Einmal im dunkelblauen Anzug (den ich kurz davor auch zur Sponsion trug), das zweite Mal in schmucker Tracht (die sonst kaum je verwende) – das war mein Outfit der beiden Hochzeiten 1986 und 2018, bei denen ich als Bräutigam eine Hauptrolle innehatte. Die Braut trug im ersten Fall ein elegantes dunkelgrünes Kleid, im zweiten Fall ein hübsches Dirndl.
Die Tradition, dass Bräute in Europa ganz in Weiß heiraten (und dieses Kleid dann auch nur einmal tragen), hat sich erst ab dem 19. Jahrhundert durchgesetzt. Einen Anstoß dazu gab Queen Victoria von England, die im Februar 1840 ihren Cousin Albert von Sachsen-Coburg und Gotha ehelichte. Die damals 20-Jährige, sie war bereits seit zweieinhalb Jahren auf dem Thron, trug dabei ein weißes Seidenkleid und wurde zum Role Model für viele Frauen der besseren Gesellschaft. Zuvor war Weiß keine besonders weit verbreitete Farbe für Hochzeitskleider, da es als unpraktisch galt und es lange Zeit den Brauch gab, dass Witwen nach dem Tod ihres Mannes keine schwarze, sondern weiße Kleidung trugen.
Vor der Verbreitung des weißen Brautkleids trugen Frauen in Europa bei ihrer Hochzeit oft ihre beste oder festlichste Kleidung, unabhängig von der Farbe.

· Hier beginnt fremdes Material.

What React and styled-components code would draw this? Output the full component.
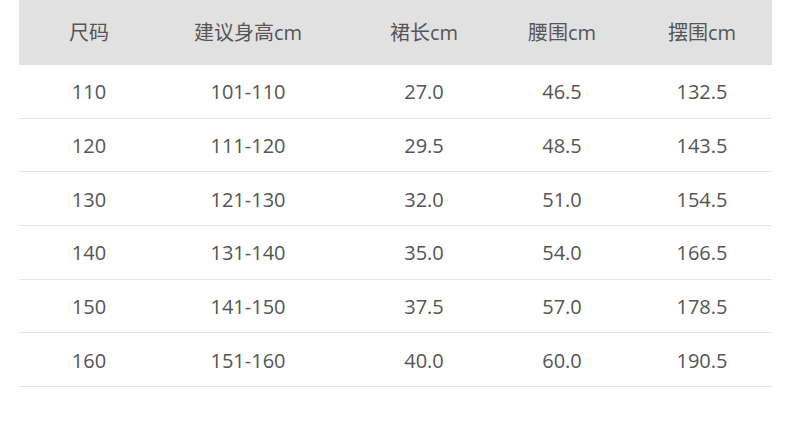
import React from "react";
import styled, { createGlobalStyle } from "styled-components";

const columns = [
  { key: "size", title: "尺码", width: 140, offset: 0 },
  { key: "height", title: "建议身高cm", width: 178, offset: 0 },
  { key: "length", title: "裙长cm", width: 174, offset: 0 },
  { key: "waist", title: "腰围cm", width: 102, offset: 0 },
  { key: "hem", title: "摆围cm", width: 159, offset: 19 },
];

const rows = [
  ["110", "101-110", "27.0", "46.5", "132.5"],
  ["120", "111-120", "29.5", "48.5", "143.5"],
  ["130", "121-130", "32.0", "51.0", "154.5"],
  ["140", "131-140", "35.0", "54.0", "166.5"],
  ["150", "141-150", "37.5", "57.0", "178.5"],
  ["160", "151-160", "40.0", "60.0", "190.5"],
];

const template = columns.map((c) => `${c.width}px`).join(" ");

function App() {
  return (
    <Page>
      <GlobalStyle />
      <Table>
        <HeaderRow>
          {columns.map((c) => (
            <Cell key={c.key} $offset={c.offset}>
              {c.title}
            </Cell>
          ))}
        </HeaderRow>
        {rows.map((r) => (
          <Row key={r[0]}>
            {r.map((v, i) => (
              <Cell key={columns[i].key} $offset={columns[i].offset} $body>
                {v}
              </Cell>
            ))}
          </Row>
        ))}
      </Table>
    </Page>
  );
}

const GlobalStyle = createGlobalStyle`
  * { box-sizing: border-box; }
  html, body { margin: 0; padding: 0; background: #ffffff; }
  body {
    font-family: "Open Sans", "Noto Sans CJK SC", sans-serif;
    color: #555555;
  }
`;

const Page = styled.main`
  width: 790px;
  height: 431px;
  padding: 0 18px 0 19px;
  background: #ffffff;
`;

const Table = styled.div`
  display: flex;
  flex-direction: column;
  width: 753px;
`;

const RowBase = styled.div`
  display: grid;
  grid-template-columns: ${template};
  align-items: center;
`;

const HeaderRow = styled(RowBase)`
  height: 65px;
  background: #e1e1e1;
`;

const Row = styled(RowBase)`
  height: 53.7px;
  border-bottom: 1px solid #e6e6e6;
`;

const Cell = styled.div`
  text-align: center;
  font-size: 20px;
  line-height: 1;
  color: #555555;
  white-space: nowrap;
  padding-left: ${(p) => p.$offset}px;
  padding-top: ${(p) => (p.$body ? 2 : 0)}px;
`;

export default App;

Diese Kleider waren in vielen Fällen in dunklen, kräftigen Farben wie Blau, Rot, Grün oder sogar Schwarz gehalten, da diese Töne langlebiger und praktischer waren. Für viele Frauen war das Hochzeitskleid ein Kleidungsstück, das sie nach der Hochzeit weiter trugen, sodass es nicht unbedingt spezifisch für die Hochzeit gestaltet wurde.
Das weiße Hochzeitskleid ist in Europa somit ein relativ junges Phänomen und erst seit Mitte des 19. Jahrhunderts als Symbol für Reinheit, Unschuld und Neuheit gängig. Diese Symbolik tritt wohl etwas in den Hintergrund – nicht nur bei feministisch gesinnten Paaren wie in meinen Fällen. Wer jedoch „Wien weißes Hochzeitskleid kaufen“ googelt, merkt schnell, dass längst nicht alle so gestrickt sind.